I learned to really appreciate this American tradition in a place where it was not celebrated. Our first years we felt alone without family. We joined with fellow North Americans, friends from the same background, others who knew its tradition. Uniquely cultural, Thanksgiving Day grew to include neighbors, friends and curiously interested acquaintances.
We astounded our butcher lady with our turkey orders months ahead. When they arrived they were as big as a toddler. It was like pushing it into a birth canal to fit it into our smallish oven. I needed my birthday husband to lift and shove.
Cranberries were unheard of, sweet potatoes unavailable, and pumpkin hard to find.
Italy loves all things family and food. Our national friends admired our Thanksgiving from observing it on American made movies. We began to see how much the nostalgic image depicted a scene desired and appreciated.
Our at-home celebrations had exploded, so in November 2003 we began a new tradition. A church
group came to assist us, bringing all the trimmings to share a community Thanksgiving. Tables were decorated. Wonderful smells wafted from the kitchen and costumed pilgrims greeted the guests. In a beautifully decorated massive room we expected two feasts hosting 100 each night.
“Ladies and Gentlemen, the year is 1863.” The emcee announced. “Would you please stand and welcome the President of the United States of America, Abraham Lincoln.”
At the announcement the audience gasped and rose to its feet in awe. A facsimile of Abraham Lincoln dressed in his black wool suit and silk top hat, strode down the aisle and took the stage. Everyone shouted and clapped. Exuberant participants, the greater part of the audience had never set foot in the USA or Canada.

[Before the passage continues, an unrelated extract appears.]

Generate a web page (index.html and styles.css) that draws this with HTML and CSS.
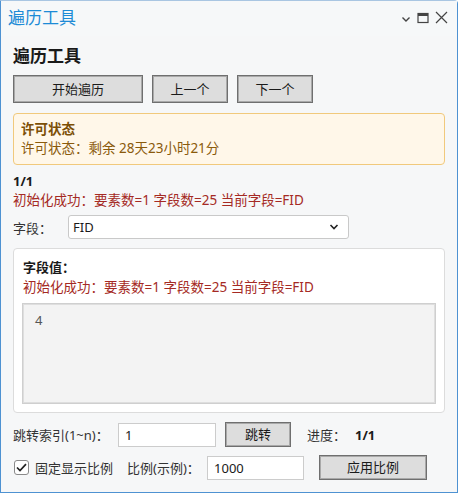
FILE: index.html
```html
<!DOCTYPE html>
<html lang="zh-CN">
<head>
<meta charset="utf-8">
<link rel="stylesheet" href="styles.css">
</head>
<body>
<div class="window">
  <div class="titlebar">
    <span class="title">遍历工具</span>
    <div class="win-ctrls">
      <svg class="ic-chev" width="10" height="8" viewBox="0 0 10 8"><path d="M1.5 2.5 L5 6 L8.5 2.5" fill="none" stroke="#444" stroke-width="1.4"/></svg>
      <svg class="ic-max" width="12" height="12" viewBox="0 0 12 12"><rect x="1" y="1.5" width="10" height="9" fill="none" stroke="#444" stroke-width="1.2"/><rect x="1" y="1.5" width="10" height="2.5" fill="#444"/></svg>
      <svg class="ic-close" width="13" height="13" viewBox="0 0 13 13"><path d="M1 1 L12 12 M12 1 L1 12" stroke="#444" stroke-width="1.2"/></svg>
    </div>
  </div>
  <div class="content">
    <h1 class="heading">遍历工具</h1>
    <div class="btn-row">
      <button class="btn btn-start">开始遍历</button>
      <button class="btn btn-nav">上一个</button>
      <button class="btn btn-nav">下一个</button>
    </div>
    <div class="license">
      <div class="license-title">许可状态</div>
      <div class="license-text">许可状态：剩余 28天23小时21分</div>
    </div>
    <div class="progress">1/1</div>
    <div class="status">初始化成功：要素数=1 字段数=25 当前字段=FID</div>
    <div class="field-row">
      <span class="label field-label">字段：</span>
      <div class="select">
        <span>FID</span>
        <svg width="10" height="8" viewBox="0 0 10 8"><path d="M1.5 2 L5 5.5 L8.5 2" fill="none" stroke="#222" stroke-width="1.6"/></svg>
      </div>
    </div>
    <div class="card">
      <div class="card-title">字段值：</div>
      <div class="status card-status">初始化成功：要素数=1 字段数=25 当前字段=FID</div>
      <div class="value-box">4</div>
    </div>
    <div class="jump-row">
      <span class="label jump-label">跳转索引(1~n)：</span>
      <div class="input input-jump">1</div>
      <button class="btn btn-jump">跳转</button>
      <span class="label prog-label">进度：</span>
      <span class="prog-val">1/1</span>
    </div>
    <div class="scale-row">
      <span class="checkbox"><svg width="11" height="9" viewBox="0 0 11 9"><path d="M1 4.5 L4 7.5 L10 1.2" fill="none" stroke="#222" stroke-width="1.7"/></svg></span>
      <span class="label fixed-label">固定显示比例</span>
      <span class="label scale-label">比例(示例)：</span>
      <div class="input input-scale">1000</div>
      <button class="btn btn-apply">应用比例</button>
    </div>
  </div>
</div>
</body>
</html>
```

FILE: styles.css
```css
* { box-sizing: border-box; }
html, body { margin: 0; padding: 0; background: #ffffff; }
body {
  font-family: "Noto Sans", "Noto Sans CJK SC", sans-serif;
  font-size: 13px;
  color: #222;
}
.window {
  width: 458px;
  height: 493px;
  background: #f6f7f8;
  border: 1px solid #4e92d2;
  border-top-color: #a9c6e2;
  border-radius: 0 4px 0 0;
}
.titlebar {
  height: 35px;
  display: flex;
  align-items: center;
  justify-content: space-between;
  padding: 0 9px 0 7px;
  background: #f6f8f9;
}
.title {
  color: #1d8bd6;
  font-size: 17px;
  line-height: 20px;
  margin-top: -1px;
}
.win-ctrls {
  display: flex;
  align-items: center;
  gap: 6px;
  margin-top: -2px;
}
.ic-chev { margin-top: 2px; }
.content { padding: 0 12px; }
.heading {
  margin: 9px 0 0;
  font-size: 17px;
  font-weight: 700;
  line-height: 22px;
  color: #1a1a1a;
}
.btn-row {
  display: flex;
  gap: 9px;
  margin-top: 8px;
}
.btn {
  font-family: inherit;
  font-size: 13px;
  color: #1a1a1a;
  background: #dddddd;
  border: 1px solid #6f6f6f;
  box-shadow: inset 0 0 0 1px #a9a9a9;
  height: 28px;
  padding: 0;
  line-height: 24px;
}
.btn-start { width: 130px; }
.btn-nav { width: 76px; }
.license {
  margin-top: 10px;
  height: 52px;
  background: #fff7e9;
  border: 1px solid #f1c97c;
  border-radius: 4px;
  padding: 6px 7px 5px;
  color: #8a5a0c;
  line-height: 19px;
  font-size: 13.5px;
}
.license-title { font-weight: 700; color: #7c4f06; }
.progress {
  margin-top: 7px;
  font-weight: 700;
  line-height: 19px;
  color: #1a1a1a;
}
.status {
  color: #a52a24;
  line-height: 19px;
  font-size: 13.5px;
}
.field-row {
  display: flex;
  align-items: center;
  margin-top: 5px;
  height: 24px;
}
.label { color: #333; white-space: nowrap; }
.field-label { width: 55px; }
.select {
  width: 281px;
  height: 24px;
  background: #fff;
  border: 1px solid #c9c9c9;
  border-radius: 3px;
  display: flex;
  align-items: center;
  justify-content: space-between;
  padding: 0 9px 0 4px;
  color: #1a1a1a;
}
.card {
  margin-top: 9px;
  height: 165px;
  background: #fff;
  border: 1px solid #dcdcdc;
  border-radius: 4px;
  padding: 8px 8px 8px;
}
.card-title {
  font-weight: 700;
  line-height: 20px;
  padding-left: 1px;
  color: #1a1a1a;
}
.card-status { line-height: 21px; padding-left: 1px; }
.value-box {
  margin-top: 5px;
  height: 101px;
  background: #f3f3f3;
  border: 1px solid #cfcfcf;
  box-shadow: inset 0 0 0 1px #dedede;
  padding: 7px 12px;
  color: #555;
  line-height: 19px;
}
.jump-row {
  display: flex;
  align-items: center;
  margin-top: 9px;
  height: 25px;
}
.jump-label { width: 105px; }
.input {
  height: 24px;
  background: #fff;
  border: 1px solid #cccccc;
  padding: 0 6px;
  line-height: 22px;
  color: #1a1a1a;
}
.input-jump { width: 98px; }
.btn-jump { width: 66px; height: 25px; margin-left: 9px; line-height: 21px; }
.prog-label { margin-left: 16px; width: 48px; }
.prog-val { font-weight: 700; color: #1a1a1a; }
.scale-row {
  display: flex;
  align-items: center;
  margin-top: 8px;
  height: 25px;
}
.checkbox {
  width: 15px;
  height: 15px;
  border: 1px solid #8a8a8a;
  border-radius: 3px;
  background: #fff;
  display: flex;
  align-items: center;
  justify-content: center;
  margin-left: 1px;
}
.fixed-label { margin-left: 6px; }
.scale-label { margin-left: 14px; width: 80px; }
.input-scale { width: 97px; }
.btn-apply { width: 108px; height: 25px; margin-left: 15px; line-height: 21px; }
```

But I truly fell in love with Thanksgiving when the dear lady standing next to me who had once lived under the rule of Communism, grabbed my hand in a death grip and with tears streaming down her cheeks breathed, “Abrrraaamo Lee-cone.”
A tall man, with proper sobriety, unrolled a parchment and began to read the words President Lincoln spoke on October 20, 1863.
“I do therefore invite my fellow citizens in every part of the United States, and also those who are at sea and those who are sojourning in foreign lands, to set apart and observe the last Thursday of November next, as a day of Thanksgiving and Praise to our beneficent Father who dwelleth in the heavens.”
Lincoln’s declaration birthed Thanksgiving Day as a national holiday.
Thanksgiving’s purpose returns thanks to the place it belongs. It acknowledges the Almighty as Giver and Sovereign of nations.
Delivered in the grip of civil war and deep national wounds, the 16th President begged from his listeners something even more noteworthy.
“I recommend …they do also, with humble penitence for our national perverseness and disobedience… fervently implore the interposition of the Almighty Hand to heal the wounds of the nation and to restore it as soon as may be consistent with the Divine purposes…”
Lincoln’s prayer and intent set aside the day as an intentional spiritual reckoning. He called for remembrance of God’s mercy, recognition of His blessings and national repentance.
Our country and the entire world has been through a lot in the last year and a half. We’ve grieved over lost loved ones. We’ve faced fear and uncertainty. And things are messy.
Thanksgiving Day we lift our eyes higher. Though there may be devastation around us, sorrow may be housed inside us, unrest and an unsure tomorrows before us, today we give thanks. We take our eyes off what we see and realize there is an unseen reality truer than any other we can touch or feel. We turn our hearts again toward God, set our stake in the promises of His Word, and praise with every fiber of our being.
“…kings of the earth and all nations,
you princes and all rulers on earth,
young men and women,
old men and children.
Let them praise the name of the Lord,
for his name alone is exalted;
his splendor is above the earth and the heavens.” Psalm 148:11-13 NIV
Contrary to what my children say, my husband’s birthday and the President’s declaration did not happen the same year, but both were life changing. We plan to celebrate with family, eat far too much, laugh about how old my husband is and thank Jesus with all our hearts.
We’ll walk through crunchy leaves, listen to stories and connect with those far from our table on little screens. This Thanksgiving Day we’ll be grateful for hard fought freedom in a country never perfect, but where a perfect God has placed us for “Divine purposes.”